Material supplied:
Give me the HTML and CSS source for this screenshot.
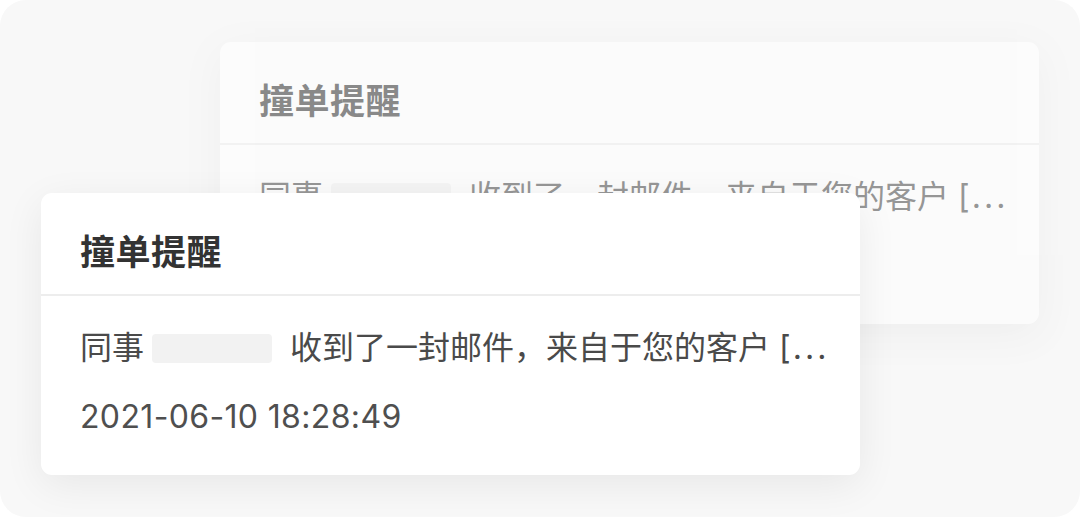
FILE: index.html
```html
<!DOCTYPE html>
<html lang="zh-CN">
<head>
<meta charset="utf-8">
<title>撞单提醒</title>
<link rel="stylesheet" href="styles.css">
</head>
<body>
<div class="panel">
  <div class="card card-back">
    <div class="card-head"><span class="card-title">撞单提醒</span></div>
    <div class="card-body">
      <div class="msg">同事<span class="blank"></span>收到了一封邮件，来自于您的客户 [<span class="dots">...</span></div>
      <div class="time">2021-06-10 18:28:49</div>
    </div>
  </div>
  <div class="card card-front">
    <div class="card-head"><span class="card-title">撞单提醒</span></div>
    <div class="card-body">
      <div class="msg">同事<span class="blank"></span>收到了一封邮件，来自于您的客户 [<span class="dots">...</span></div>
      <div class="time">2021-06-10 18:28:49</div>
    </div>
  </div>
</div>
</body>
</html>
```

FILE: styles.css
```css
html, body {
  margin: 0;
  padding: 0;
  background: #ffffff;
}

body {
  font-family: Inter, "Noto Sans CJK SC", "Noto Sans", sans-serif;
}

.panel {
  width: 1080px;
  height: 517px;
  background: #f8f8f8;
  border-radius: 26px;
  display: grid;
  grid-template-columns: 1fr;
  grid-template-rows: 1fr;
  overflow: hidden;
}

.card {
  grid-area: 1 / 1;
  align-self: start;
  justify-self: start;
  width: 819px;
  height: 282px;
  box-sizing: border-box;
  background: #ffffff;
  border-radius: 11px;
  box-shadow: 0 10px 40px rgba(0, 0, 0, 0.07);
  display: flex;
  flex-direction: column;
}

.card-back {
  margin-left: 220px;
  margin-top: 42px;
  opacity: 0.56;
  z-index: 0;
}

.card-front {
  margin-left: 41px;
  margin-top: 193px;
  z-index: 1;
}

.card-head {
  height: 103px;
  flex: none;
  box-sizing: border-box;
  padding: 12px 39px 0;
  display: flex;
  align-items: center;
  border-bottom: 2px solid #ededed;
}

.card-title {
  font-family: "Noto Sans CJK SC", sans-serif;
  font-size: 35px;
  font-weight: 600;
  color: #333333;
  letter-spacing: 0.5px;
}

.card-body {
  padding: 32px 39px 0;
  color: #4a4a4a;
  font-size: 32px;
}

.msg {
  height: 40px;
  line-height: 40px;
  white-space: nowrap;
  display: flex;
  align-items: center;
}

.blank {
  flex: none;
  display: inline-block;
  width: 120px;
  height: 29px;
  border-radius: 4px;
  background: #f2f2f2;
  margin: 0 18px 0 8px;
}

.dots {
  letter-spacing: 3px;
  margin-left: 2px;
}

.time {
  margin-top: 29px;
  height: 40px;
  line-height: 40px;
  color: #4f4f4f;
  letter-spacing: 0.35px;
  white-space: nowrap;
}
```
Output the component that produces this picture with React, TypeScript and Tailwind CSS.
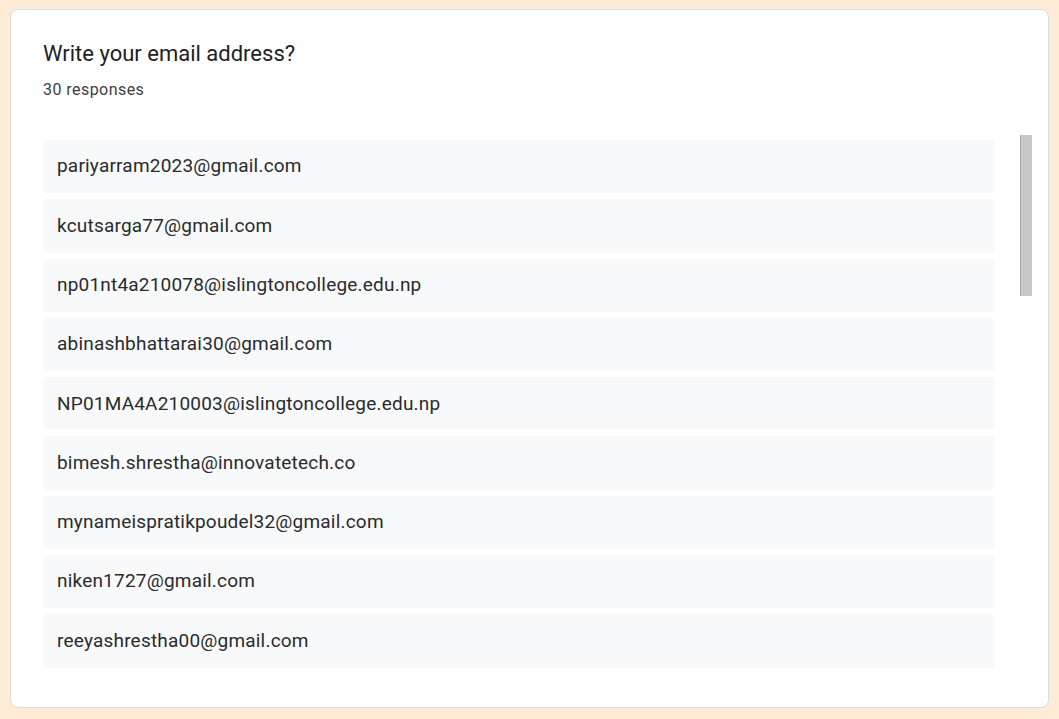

Exercise brief:
Transcribe the listing in full and omit the pictures.

Solution:
Give me the HTML and CSS source for this screenshot.
FILE: index.html
```html
<!DOCTYPE html>
<html lang="zh-CN">
<head>
<meta charset="utf-8">
<title>撞单提醒</title>
<link rel="stylesheet" href="styles.css">
</head>
<body>
<div class="panel">
  <div class="card card-back">
    <div class="card-head"><span class="card-title">撞单提醒</span></div>
    <div class="card-body">
      <div class="msg">同事<span class="blank"></span>收到了一封邮件，来自于您的客户 [<span class="dots">...</span></div>
      <div class="time">2021-06-10 18:28:49</div>
    </div>
  </div>
  <div class="card card-front">
    <div class="card-head"><span class="card-title">撞单提醒</span></div>
    <div class="card-body">
      <div class="msg">同事<span class="blank"></span>收到了一封邮件，来自于您的客户 [<span class="dots">...</span></div>
      <div class="time">2021-06-10 18:28:49</div>
    </div>
  </div>
</div>
</body>
</html>
```

FILE: styles.css
```css
html, body {
  margin: 0;
  padding: 0;
  background: #ffffff;
}

body {
  font-family: Inter, "Noto Sans CJK SC", "Noto Sans", sans-serif;
}

.panel {
  width: 1080px;
  height: 517px;
  background: #f8f8f8;
  border-radius: 26px;
  display: grid;
  grid-template-columns: 1fr;
  grid-template-rows: 1fr;
  overflow: hidden;
}

.card {
  grid-area: 1 / 1;
  align-self: start;
  justify-self: start;
  width: 819px;
  height: 282px;
  box-sizing: border-box;
  background: #ffffff;
  border-radius: 11px;
  box-shadow: 0 10px 40px rgba(0, 0, 0, 0.07);
  display: flex;
  flex-direction: column;
}

.card-back {
  margin-left: 220px;
  margin-top: 42px;
  opacity: 0.56;
  z-index: 0;
}

.card-front {
  margin-left: 41px;
  margin-top: 193px;
  z-index: 1;
}

.card-head {
  height: 103px;
  flex: none;
  box-sizing: border-box;
  padding: 12px 39px 0;
  display: flex;
  align-items: center;
  border-bottom: 2px solid #ededed;
}

.card-title {
  font-family: "Noto Sans CJK SC", sans-serif;
  font-size: 35px;
  font-weight: 600;
  color: #333333;
  letter-spacing: 0.5px;
}

.card-body {
  padding: 32px 39px 0;
  color: #4a4a4a;
  font-size: 32px;
}

.msg {
  height: 40px;
  line-height: 40px;
  white-space: nowrap;
  display: flex;
  align-items: center;
}

.blank {
  flex: none;
  display: inline-block;
  width: 120px;
  height: 29px;
  border-radius: 4px;
  background: #f2f2f2;
  margin: 0 18px 0 8px;
}

.dots {
  letter-spacing: 3px;
  margin-left: 2px;
}

.time {
  margin-top: 29px;
  height: 40px;
  line-height: 40px;
  color: #4f4f4f;
  letter-spacing: 0.35px;
  white-space: nowrap;
}
```
Output the component that produces this picture with React, TypeScript and Tailwind CSS.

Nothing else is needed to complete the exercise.